Extrait page 9, I – 1ère scène –

Tableau : /MC\, étude pour un "Autoportrait au Polichinelle" - II -, acrylique sur toile, 33 x 41, 22 octobre 17.

Tableau : /MC\, étude pour un "Autoportrait au Polichinelle" - II -, acrylique sur toile, 33 x 41, 22 octobre 17.

 

 

Note de la copiste & peintre : le tableau-étude "Autoportrait au Polichinelle" - II - fait écho à ce passage du livre, pages 14 & 15, où G. Agamben commente le tableau de Donato Bramante - voir ci-dessous - en ces termes:

Mais pourquoi donc un philosophe rit-il tandis que l'autre pleure? Les sources de l'Antiquité rapportent que Démocrite rit de la folie des hommes qui, tout comme les atomes qui tombent sans but, poursuivent vainement des objectifs insensés ; si Héraclite pleure, en revanche, c'est en raison de la caducité des choses qui se perdent dans le flux du devenir. Dans la fresque de Bramante, entre les deux philosophes qui sont assis l'un à côté de l'autre, une mappemonde est suspendue. Ils rient et ils pleurent en raison de ce qu'ils ont vu et compris du monde. Et pourtant, s'il y va dans le rire et dans les pleurs d'une impossibilité à dire, cette dernière ne saurait concerner ce qu'ils ont compris du monde, mais le fait même qu'il y ait quelque chose à comprendre. Elle concerne donc non le comment du monde, mais le fait même qu'il y ait un monde, l'expérience non de quelque chose qui peut se dire dans le langage, mais du langage lui-même. Que le langage soit, que le monde soit -- c'est cela même qui ne peut se dire, on ne peut qu'en rire ou en pleurer (il ne s'agit donc pas d'une expérience mystique, mais d'un secret de Polichinelle). C'est pourquoi les deux philosophes se trouvent représentés ensemble : non pas le rire seulement, non pas seulement les pleurs, mais les deux en même temps. Le spectateur devrait rire et pleurer à la fois.

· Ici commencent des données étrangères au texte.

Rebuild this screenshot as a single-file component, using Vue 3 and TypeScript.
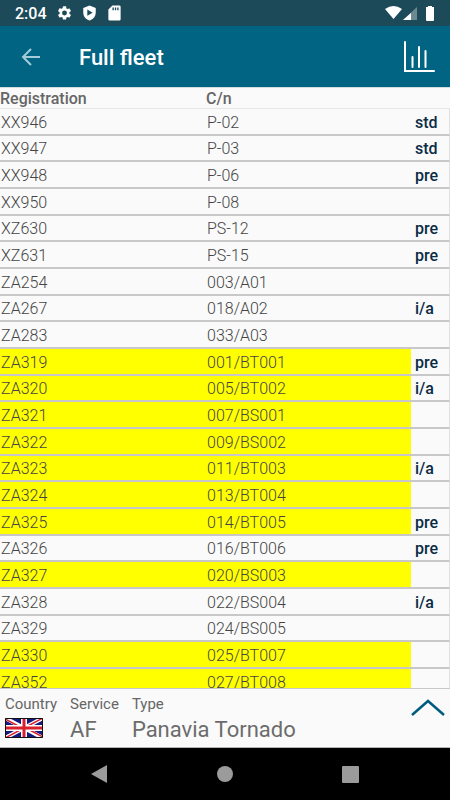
<script setup lang="ts">
interface Aircraft {
  registration: string
  cn: string
  status: string
  highlighted: boolean
}

const make = (registration: string, cn: string, status = '', highlighted = false): Aircraft => ({
  registration,
  cn,
  status,
  highlighted,
})

const fleet: Aircraft[] = [
  make('XX946', 'P-02', 'std'),
  make('XX947', 'P-03', 'std'),
  make('XX948', 'P-06', 'pre'),
  make('XX950', 'P-08'),
  make('XZ630', 'PS-12', 'pre'),
  make('XZ631', 'PS-15', 'pre'),
  make('ZA254', '003/A01'),
  make('ZA267', '018/A02', 'i/a'),
  make('ZA283', '033/A03'),
  make('ZA319', '001/BT001', 'pre', true),
  make('ZA320', '005/BT002', 'i/a', true),
  make('ZA321', '007/BS001', '', true),
  make('ZA322', '009/BS002', '', true),
  make('ZA323', '011/BT003', 'i/a', true),
  make('ZA324', '013/BT004', '', true),
  make('ZA325', '014/BT005', 'pre', true),
  make('ZA326', '016/BT006', 'pre'),
  make('ZA327', '020/BS003', '', true),
  make('ZA328', '022/BS004', 'i/a'),
  make('ZA329', '024/BS005'),
  make('ZA330', '025/BT007', '', true),
  make('ZA352', '027/BT008', '', true),
]
</script>

<template>
  <div class="screen">
    <div class="status-bar">
      <span class="clock">2:04</span>
      <svg class="status-icon" viewBox="1 1 22 22" aria-hidden="true">
        <path d="M19.14 12.94c.04-.3.06-.61.06-.94s-.02-.64-.07-.94l2.03-1.58a.49.49 0 0 0 .12-.61l-1.92-3.32a.49.49 0 0 0-.59-.22l-2.39.96a7 7 0 0 0-1.62-.94l-.36-2.54A.48.48 0 0 0 13.92 2h-3.84a.48.48 0 0 0-.47.41l-.36 2.54a7 7 0 0 0-1.62.94l-2.39-.96a.48.48 0 0 0-.59.22L2.74 8.87a.48.48 0 0 0 .12.61l2.03 1.58a6 6 0 0 0 0 1.88l-2.03 1.58a.49.49 0 0 0-.12.61l1.92 3.32c.12.22.37.29.59.22l2.39-.96c.5.38 1.03.7 1.62.94l.36 2.54c.05.24.24.41.48.41h3.84c.24 0 .44-.17.47-.41l.36-2.54a7 7 0 0 0 1.62-.94l2.39.96c.22.08.47 0 .59-.22l1.92-3.32a.48.48 0 0 0-.12-.61zM12 15.6a3.6 3.6 0 1 1 0-7.2 3.6 3.6 0 0 1 0 7.2z" />
      </svg>
      <svg class="status-icon" viewBox="0 0 24 24" aria-hidden="true">
        <path fill-rule="evenodd" d="M12 0 2 4v7c0 6 4 11 10 13 6-2 10-7 10-13V4zM8.5 6.5v10l8.5-5z" />
      </svg>
      <svg class="status-icon" viewBox="1 1 22 22" aria-hidden="true">
        <path fill-rule="evenodd" d="M9 1 3 7v14a2 2 0 0 0 2 2h14a2 2 0 0 0 2-2V3a2 2 0 0 0-2-2zM9 4h2v4H9zm3.5 0h2v4h-2zm3.5 0h2v4h-2z" />
      </svg>
      <svg class="signals" viewBox="0 0 52 16" aria-hidden="true">
        <path d="M1 4Q9.500-2 18 4L9.500 14z" />
        <path opacity=".35" d="M33 2v13H19z" />
        <path d="M27 8v7h-8z" />
        <path d="M42 2h2V1h4v1h2v13q0 1-1 1h-6q-1 0-1-1z" />
      </svg>
    </div>

    <header class="app-bar">
      <button class="icon-button" type="button" aria-label="Back">
        <svg width="20" height="20" viewBox="0 0 20 20" fill="none" stroke="#a5ccd9" stroke-width="2">
          <path d="M19 10H2M10 2l-8 8 8 8" />
        </svg>
      </button>
      <h1>Full fleet</h1>
      <button class="icon-button" type="button" aria-label="Statistics">
        <svg width="32" height="32" viewBox="0 0 32 32" fill="none" stroke="#fff" stroke-width="2" stroke-linecap="round">
          <path d="M2 1v29h29M9.500 16v10M16 6v20M22.500 10v16" />
        </svg>
      </button>
    </header>

    <main class="fleet">
      <table>
        <colgroup>
          <col class="col-registration" />
          <col />
          <col class="col-status" />
        </colgroup>
        <thead>
          <tr>
            <th scope="col">Registration</th>
            <th scope="col">C/n</th>
            <td></td>
          </tr>
        </thead>
        <tbody>
          <tr v-for="item in fleet" :key="item.registration" :class="{ highlighted: item.highlighted }">
            <td>{{ item.registration }}</td>
            <td>{{ item.cn }}</td>
            <td class="status">{{ item.status }}</td>
          </tr>
        </tbody>
      </table>
    </main>

    <section class="summary">
      <dl>
        <div>
          <dt>Country</dt>
          <dd>
            <svg class="flag" viewBox="0 0 38 20" role="img" aria-label="United Kingdom">
              <path fill="#15187c" d="M0 0h38v20H0z" />
              <path stroke="#fff" stroke-width="4" d="m0 0 38 20M38 0 0 20" />
              <path stroke="#d8202f" stroke-width="1.500" d="m0 1 17 9M38 19l-17-9M38 0 20 9.500M0 20l18-9.500" />
              <path stroke="#fff" stroke-width="6" d="M19 0v20M0 10h38" />
              <path stroke="#d8202f" stroke-width="3" d="M19 0v20M0 10h38" />
              <path fill="none" stroke="#111" d="M.5.5h37v19H.5z" />
            </svg>
          </dd>
        </div>
        <div>
          <dt>Service</dt>
          <dd>AF</dd>
        </div>
        <div>
          <dt>Type</dt>
          <dd>Panavia Tornado</dd>
        </div>
      </dl>
      <button class="icon-button expand" type="button" aria-label="Expand">
        <svg width="36" height="20" viewBox="0 0 36 20" fill="none" stroke="#005b80" stroke-width="2.500">
          <path d="M2 17 18 3l16 14" />
        </svg>
      </button>
    </section>

    <nav class="system-nav" aria-label="System">
      <button class="icon-button" type="button" aria-label="Back">
        <svg width="18" height="20" viewBox="0 0 18 20"><path d="M1 10 17 1v18z" /></svg>
      </button>
      <button class="icon-button" type="button" aria-label="Home">
        <svg width="18" height="20" viewBox="0 0 18 20"><circle cx="9" cy="10" r="8" /></svg>
      </button>
      <button class="icon-button" type="button" aria-label="Recent apps">
        <svg width="18" height="20" viewBox="0 0 18 20"><rect y="2" width="17" height="17" rx="1" /></svg>
      </button>
    </nav>
  </div>
</template>

<style>
body {
  margin: 0;
}
</style>

<style scoped>
.screen {
  display: flex;
  flex-direction: column;
  height: 100vh;
  overflow: hidden;
  background: #fafafa;
  color: #555;
  font-family: Roboto, "Liberation Sans", sans-serif;
}

.icon-button {
  display: flex;
  padding: 0;
  border: 0;
  background: none;
  cursor: pointer;
}

.status-bar {
  display: flex;
  flex: none;
  align-items: center;
  gap: 10px;
  height: 26px;
  padding: 0 14px 0 15px;
  background: #1c4a59;
  color: #fff;
}

.clock {
  padding-top: 2px;
  font-size: 16px;
  font-weight: 500;
  line-height: 24px;
}

.status-icon {
  width: 15px;
  height: 16px;
  fill: #fff;
}

.signals {
  width: 52px;
  height: 16px;
  margin-left: auto;
  fill: #fff;
}

.app-bar {
  display: flex;
  flex: none;
  align-items: center;
  height: 61px;
  padding: 0 15px 0 21px;
  background: #006482;
  color: #fff;
}

h1 {
  flex: 1;
  margin: 0 0 0 38px;
  padding-top: 2px;
  font-size: 22px;
  font-weight: 500;
  line-height: 28px;
}

.fleet {
  flex: 1;
  min-height: 0;
  overflow: hidden;
  border-top: 1px solid #d5dcdf;
}

table {
  width: 100%;
  table-layout: fixed;
  border-spacing: 0;
}

.col-registration {
  width: 206px;
}

.col-status {
  width: 39px;
}

thead th,
thead td {
  height: 18px;
  padding: 2px 0 0;
  border-bottom: 1px solid #e6e6e6;
  color: #666;
  font-size: 16px;
  font-weight: 500;
  line-height: 18px;
  text-align: left;
}

tbody td {
  height: 23px;
  padding: 2px 0 0 1px;
  border-bottom: 2px solid #c8c8c8;
  color: #444;
  font-size: 16px;
  font-weight: 300;
  line-height: 23px;
}

tbody tr:nth-child(3n + 2) td {
  height: 22px;
  line-height: 22px;
}

tbody .status {
  padding-left: 4px;
  border-right: 1px solid #e0e0e0;
  color: #0b2c45;
  font-weight: 500;
}

.highlighted td:not(.status) {
  background: #ff0;
}

.summary {
  display: flex;
  flex: none;
  justify-content: space-between;
  align-items: flex-start;
  height: 58px;
  padding: 0 4px 0 5px;
  border-top: 1px solid #c8c8c8;
  border-bottom: 1px solid #b4b4b4;
  background: #fafafa;
}

dl {
  display: flex;
  gap: 13px;
  margin: 0;
}

dt {
  margin-top: 5px;
  color: #666;
  font-size: 15px;
  line-height: 20px;
}

dd {
  margin: 0;
  color: #6c6c6c;
  font-size: 22px;
  line-height: 32px;
}

.flag {
  display: block;
  width: 38px;
  height: 20px;
  margin-top: 4px;
}

.expand {
  margin-top: 9px;
}

.system-nav {
  display: flex;
  flex: none;
  justify-content: space-between;
  align-items: center;
  height: 52px;
  padding: 0 20%;
  background: #000;
  fill: #9b9b9b;
}
</style>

Extrait page 14-15, I – 1ère scène –

3. Donato Bramante (1444-1514), "Héraclite et Démocrite", circa 1490-1492, fresque reportée sur toile, 102 x 127. Milan, Pinacoteca di Brera.

3. Donato Bramante (1444-1514), "Héraclite et Démocrite", circa 1490-1492, fresque reportée sur toile, 102 x 127. Milan, Pinacoteca di Brera.

 

 

C'est pourquoi dans "Autoportrait au Polichinelle", le portrait peut pleurer, et le Polichinelle, rire, à moins que ce ne soit l'inverse. A moins que pleurs et rire soient confondus dans l'indicible secret des masques, dans son déchirement / dévoilement.